I started with the 3D racing when I was nine or ten. Then I got into rodeo. My first rodeo I think I was maybe 15, and then I guess I made my first finals in 2013, then I started with CCA, which is the semi pro association that same year. I started with them around 2012/2013. I basically have been going ever since. I started with doing Canadian College Rodeo in 2014. Then I started with CPRA, so pro rodeo, last year.
“I have been going a bit more (with pro) this year, just kind of easing my way into it because it’s a lot farther to travel too. You basically have to be based out of Alberta because everything is based in central Alberta. It is a lot more travelling, until you’re basically living there. I have just been easing my way into the professional circuit.”
Why has she chosen to do this on her weekends versus other activities?
“I guess I would say it is kind of addicting,” she says. “I talk to my friends and they’re going camping in the summer, travelling, even just hanging out at the lake or going golfing. I can’t see myself doing anything different in the summer. And it is kind of a bonus because you’re making money. People obviously don’t do it unless they really enjoy it. It is like a hobby, but then the money is a bonus if that makes any sense.
“I usually cover my travel costs then make a bit extra. It just depends on the weekend. Some rodeos have a $1,000 add in, and some have up to $3,000-$4,000 add in, so it just depends. At one event and a couple weekends ago I actually placed at all three rodeos, and that was a really good weekend. I really made enough that weekend to even make some on top of my expenses.”
What are some of Jacey’s biggest accomplishments so far?
“In 2016 I won the Canadian College finals in barrel racing,” she says. “I would say between that and just making CCA finals is a pretty huge accomplishment for me.
“I actually remember when I was young, we used to always go to Moosomin Rodeo, and I would have filled in just competing in gymkhanas and little girl races, and I remember watching the barrel racing and really being envious of those ladies and always wishing and hoping some day I would be at that level. But I don’t know if I really ever knew that I would be. It is a pretty huge deal now for me to be competitive with that association and having two qualifications now.”
Jacey says she wants to take barrel racing as far as possible.
“My goal is to be successful with professional rodeo and hopefully some day try and make the Canadian finals, the CFR. That would be like the CPRA finals. So basically just bring my career more to the next level—to the professional level.”

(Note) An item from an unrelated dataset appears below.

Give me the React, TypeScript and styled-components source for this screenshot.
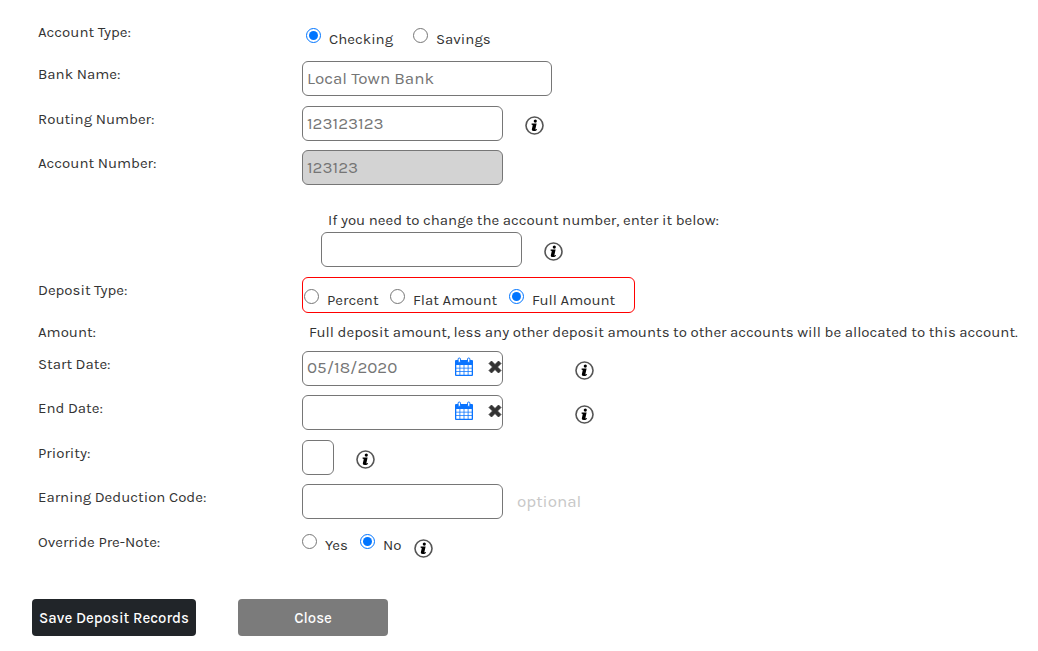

Chloe says she started riding early and got into jumping, but because the sport wasn’t common in the Moosomin area, she got involved in 4H, then in gymkhana and barrel racing.
“It’s all for the love of the sport and your horse,” says Chloe. “You don’t necessarily do it for money, that’s for sure, because everything adds up—the vet bills, the gas bills, the rodeo entries. And when you don’t place all weekend you’re down in the hole.
“It’s really just for the love of the sport and the feeling you get when you run, and the adrenaline rush. It’s just such an amazing, fulfilling feeling being able to do this every weekend.
“It’s not really like any other sport. This is an individual sport. You and your horse are your team, and when you work so hard and you get a good run it’s not about the amount of money you win, it’s about achieving a goal you set for you and your horse.”
Chloe says she’s proud of how her horse, who is still young, performed at some of last year’s events.
“My horse is still young and last year was his first full rodeo season,” she says. “I didn’t have very high expectations of him. But to my surprise we ended up making the MFR, Manitoba Finals Rodeo. So that was a huge accomplishment for me.
“And when I got to MBRA Finals, it’s all of Manitoba, and I think there was about 400 girls there last year. It’s an indoor rodeo and Chrome prefers to run outdoors. When it came to MBRA finals, I didn’t have too high of expectations, and we went in there and on the first day we ended up being the fastest time out of everybody, so I got the fast time award for that day, and then I was the average winner of the two long goes. Out of about 800 runs our average was the fastest.
“And then in the short go on the final day to be the MBRA champion, I fell on third barrel. It wasn’t fun but I was just so proud of how well he did that weekend. Those would be two of my most cherished accomplishments to date.”
Chloe says she wants to get to a higher level in the sport, and eventually make a career out of barrel racing.
“I would like to make CCA finals,” she says. “That’s my goal for this year, to make the Canadian Finals. I do have a lot of young horses coming up that I want to train and compete on and go to futurities. I want to create a business out of it where I can build these young horses into rodeo horses and be able to sell them to go on and win with other people.
“That’s my goal—to make a career out of this eventually and keep making horses like Chrome, because he’s pretty special to me.”